There are two views of the markets for the monetary metals. One, as we have discussed many times in this Report, holds that gold and silver will eventually go up so high that those who own the metals will be rich. This is the Schrodinger’s dollar view. Buy gold because the dollar will soon collapse—witness China and Saudi Arabia selling dollars. And gold is going up—when it’s measured in dollars.
Believers in the surgit aurea view are always on the lookout for a new angle to support their thesis. For example, we came across this article. Apparently, silver is in such a massive shortage that a mining company, “…got approached by an electronics manufacturing company … [who] wanted to bid on our silver…”
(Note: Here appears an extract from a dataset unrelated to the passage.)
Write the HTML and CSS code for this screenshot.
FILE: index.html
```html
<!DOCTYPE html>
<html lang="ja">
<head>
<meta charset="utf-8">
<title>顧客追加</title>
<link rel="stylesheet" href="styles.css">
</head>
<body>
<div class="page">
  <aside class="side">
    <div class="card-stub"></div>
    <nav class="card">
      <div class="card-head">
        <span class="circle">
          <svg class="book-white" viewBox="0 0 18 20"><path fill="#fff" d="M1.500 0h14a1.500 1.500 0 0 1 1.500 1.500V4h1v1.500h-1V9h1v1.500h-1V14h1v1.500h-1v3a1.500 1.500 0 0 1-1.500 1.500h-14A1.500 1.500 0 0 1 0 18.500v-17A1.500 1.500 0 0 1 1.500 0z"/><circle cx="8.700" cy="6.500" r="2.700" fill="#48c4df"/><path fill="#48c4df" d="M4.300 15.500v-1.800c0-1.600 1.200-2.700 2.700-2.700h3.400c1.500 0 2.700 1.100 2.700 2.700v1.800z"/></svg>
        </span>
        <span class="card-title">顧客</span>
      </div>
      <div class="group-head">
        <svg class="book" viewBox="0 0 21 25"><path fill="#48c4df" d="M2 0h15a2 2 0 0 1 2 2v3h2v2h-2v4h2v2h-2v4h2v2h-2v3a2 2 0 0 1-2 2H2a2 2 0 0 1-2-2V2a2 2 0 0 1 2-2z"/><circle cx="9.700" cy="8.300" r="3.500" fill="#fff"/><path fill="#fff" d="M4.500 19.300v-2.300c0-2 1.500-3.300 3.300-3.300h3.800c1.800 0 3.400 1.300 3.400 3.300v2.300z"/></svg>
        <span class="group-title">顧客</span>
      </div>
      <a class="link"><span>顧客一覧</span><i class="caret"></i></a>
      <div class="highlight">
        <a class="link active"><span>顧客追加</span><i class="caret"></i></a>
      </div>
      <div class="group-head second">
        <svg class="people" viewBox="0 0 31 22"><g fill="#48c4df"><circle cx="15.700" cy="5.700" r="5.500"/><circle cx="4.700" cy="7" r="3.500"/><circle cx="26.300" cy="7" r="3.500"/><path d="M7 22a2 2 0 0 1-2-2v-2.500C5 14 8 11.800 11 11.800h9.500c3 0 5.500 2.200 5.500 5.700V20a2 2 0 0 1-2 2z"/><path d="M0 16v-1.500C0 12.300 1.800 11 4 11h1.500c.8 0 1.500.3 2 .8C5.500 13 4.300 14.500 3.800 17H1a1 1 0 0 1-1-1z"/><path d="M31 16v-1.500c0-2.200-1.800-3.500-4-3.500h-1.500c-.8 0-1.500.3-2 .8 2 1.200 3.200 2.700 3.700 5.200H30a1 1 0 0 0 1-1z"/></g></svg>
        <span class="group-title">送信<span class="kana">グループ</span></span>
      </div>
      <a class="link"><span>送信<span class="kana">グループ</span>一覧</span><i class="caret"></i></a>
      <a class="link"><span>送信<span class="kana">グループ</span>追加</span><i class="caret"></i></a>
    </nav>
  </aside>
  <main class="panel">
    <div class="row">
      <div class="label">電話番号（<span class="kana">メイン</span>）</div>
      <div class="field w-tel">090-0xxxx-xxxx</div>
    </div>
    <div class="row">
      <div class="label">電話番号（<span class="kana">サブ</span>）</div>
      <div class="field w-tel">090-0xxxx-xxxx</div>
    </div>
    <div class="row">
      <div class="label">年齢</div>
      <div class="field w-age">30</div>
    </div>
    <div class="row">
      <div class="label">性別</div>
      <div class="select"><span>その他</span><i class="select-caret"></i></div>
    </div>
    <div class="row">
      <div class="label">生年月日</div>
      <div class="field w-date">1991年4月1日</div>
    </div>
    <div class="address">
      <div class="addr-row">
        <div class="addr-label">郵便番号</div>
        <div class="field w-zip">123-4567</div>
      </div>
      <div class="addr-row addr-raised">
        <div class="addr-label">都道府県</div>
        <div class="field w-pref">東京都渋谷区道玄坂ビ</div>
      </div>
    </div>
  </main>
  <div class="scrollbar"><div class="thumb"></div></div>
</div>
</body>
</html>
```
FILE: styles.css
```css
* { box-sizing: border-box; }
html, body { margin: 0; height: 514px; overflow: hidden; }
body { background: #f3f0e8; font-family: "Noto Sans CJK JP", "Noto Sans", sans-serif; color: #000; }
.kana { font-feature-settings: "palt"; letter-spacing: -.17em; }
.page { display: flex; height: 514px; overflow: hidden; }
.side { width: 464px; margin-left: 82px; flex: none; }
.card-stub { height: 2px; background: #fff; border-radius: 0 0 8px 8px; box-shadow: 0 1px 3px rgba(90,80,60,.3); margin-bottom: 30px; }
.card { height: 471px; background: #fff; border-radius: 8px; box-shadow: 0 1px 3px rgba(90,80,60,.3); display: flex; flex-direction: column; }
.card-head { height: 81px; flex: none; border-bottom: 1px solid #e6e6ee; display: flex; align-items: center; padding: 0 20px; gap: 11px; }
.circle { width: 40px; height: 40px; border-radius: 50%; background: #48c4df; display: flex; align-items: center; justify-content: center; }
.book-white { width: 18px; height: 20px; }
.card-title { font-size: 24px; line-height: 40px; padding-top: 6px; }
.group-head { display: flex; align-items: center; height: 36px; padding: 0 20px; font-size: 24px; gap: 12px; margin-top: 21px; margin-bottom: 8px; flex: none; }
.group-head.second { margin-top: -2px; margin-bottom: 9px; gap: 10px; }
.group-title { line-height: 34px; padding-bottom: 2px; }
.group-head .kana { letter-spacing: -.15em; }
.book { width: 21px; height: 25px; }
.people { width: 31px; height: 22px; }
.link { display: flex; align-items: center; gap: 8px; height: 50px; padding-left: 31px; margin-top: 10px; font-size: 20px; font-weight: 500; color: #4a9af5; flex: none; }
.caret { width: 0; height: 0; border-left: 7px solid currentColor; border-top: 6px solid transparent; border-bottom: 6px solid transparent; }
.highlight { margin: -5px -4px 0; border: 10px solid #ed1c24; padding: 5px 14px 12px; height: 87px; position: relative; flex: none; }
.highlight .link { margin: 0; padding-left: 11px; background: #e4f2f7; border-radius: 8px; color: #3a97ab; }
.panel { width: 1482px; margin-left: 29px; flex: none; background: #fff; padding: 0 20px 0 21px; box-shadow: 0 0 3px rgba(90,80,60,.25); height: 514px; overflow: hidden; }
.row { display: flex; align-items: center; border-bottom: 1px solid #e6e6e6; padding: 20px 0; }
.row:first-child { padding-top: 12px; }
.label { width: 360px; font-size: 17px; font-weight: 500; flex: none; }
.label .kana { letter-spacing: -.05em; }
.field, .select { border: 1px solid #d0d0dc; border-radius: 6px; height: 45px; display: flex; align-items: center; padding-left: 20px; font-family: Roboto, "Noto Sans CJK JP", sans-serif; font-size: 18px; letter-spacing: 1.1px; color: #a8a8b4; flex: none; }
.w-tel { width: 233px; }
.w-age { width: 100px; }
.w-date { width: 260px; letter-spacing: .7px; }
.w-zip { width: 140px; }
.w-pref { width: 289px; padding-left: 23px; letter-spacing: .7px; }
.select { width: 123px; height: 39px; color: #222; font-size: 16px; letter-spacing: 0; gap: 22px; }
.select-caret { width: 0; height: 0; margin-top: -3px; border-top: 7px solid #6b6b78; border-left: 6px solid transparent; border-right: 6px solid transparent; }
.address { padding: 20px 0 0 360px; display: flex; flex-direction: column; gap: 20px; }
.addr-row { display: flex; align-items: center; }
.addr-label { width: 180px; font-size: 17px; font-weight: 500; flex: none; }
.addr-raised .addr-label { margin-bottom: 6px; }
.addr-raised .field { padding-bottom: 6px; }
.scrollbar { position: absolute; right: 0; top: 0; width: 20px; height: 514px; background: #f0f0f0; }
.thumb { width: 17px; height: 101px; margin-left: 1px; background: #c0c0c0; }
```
So, a silver consumer went to a silver produce to bid (at what price?) on the silver. Therefore, silver is going to $100, and there will be “some kind of major reset”.
Our view is the other view. The prices of the metals move in a dynamic process comprising producers, hedgers, consumers, warehousemen, and speculators. In short: supply and demand.
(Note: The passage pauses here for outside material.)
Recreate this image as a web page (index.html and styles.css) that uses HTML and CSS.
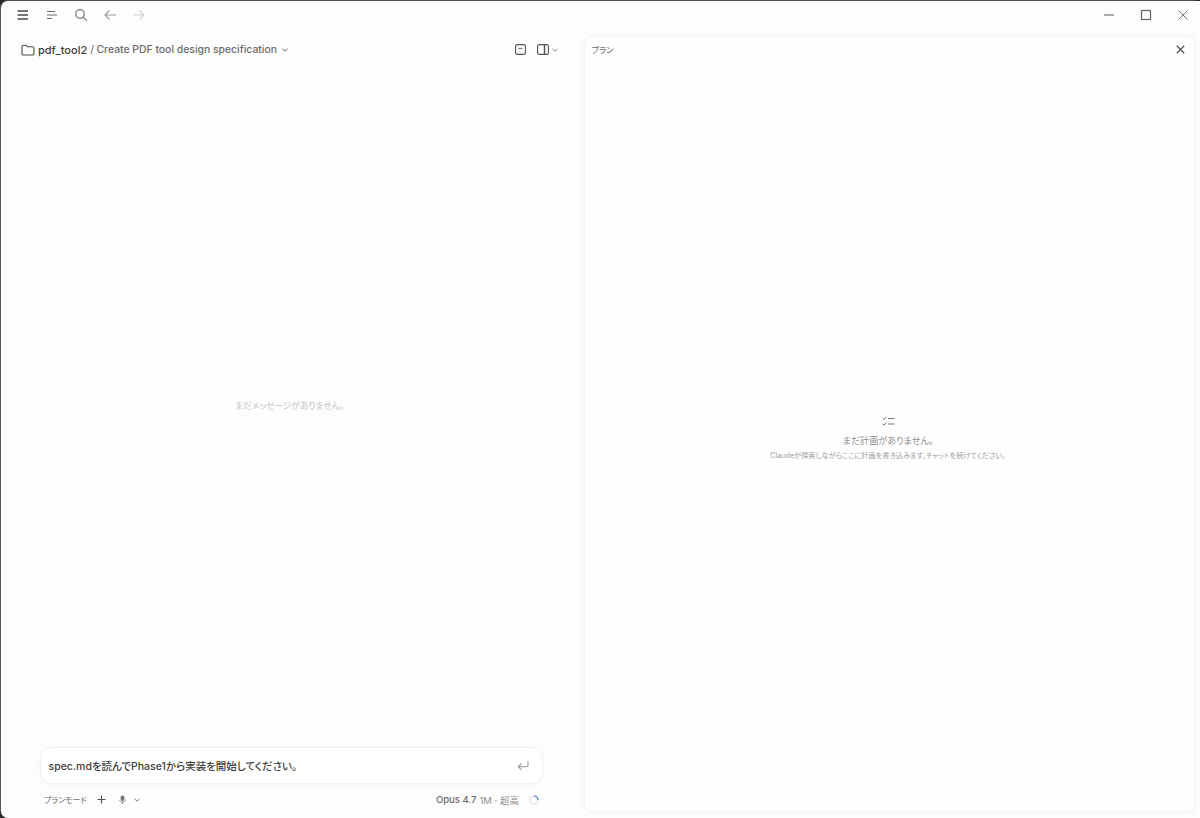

We had the good fortune this week to find another article, pure gold vs. the soggy dollars quoted above. The headline should be crystal clear to regular readers of this Report. “Gold Traders Pay Most in Years to Keep Big Bullish Bet Alive.” The article states:
“The cost of rolling futures into a later-dated contract was recently the highest in about six years, said Bernard Sin, head of currency and metal trading at Geneva-based refiner MKS (Switzerland) SA. Those holding June futures would have paid an extra $3.40 an ounce on May 23 to swap that position for the most-active August contract…”
The last paragraph calls it by name: contango.
So what do you believe could drive the prices of the metals?
- Silver is going higher because consumers are talking to producers?
- Gold could go lower and the catalyst is speculators may be weary of spending $3.40 every two months ($20 per ounce per year)
This holiday-shortened week (Monday was Memorial Day in the US), the prices of the metals were sideways to down. Until Friday. And on that day, a labor report hit that motivated gold hoarders to stock up and silver consumers to go into an absolute frenzy of manufacturing thousands and thousands of tons of silver into products ranging from mobile phones to antimicrobial surfaces, to solar panels. Or is that what happened at 8:30am New York time?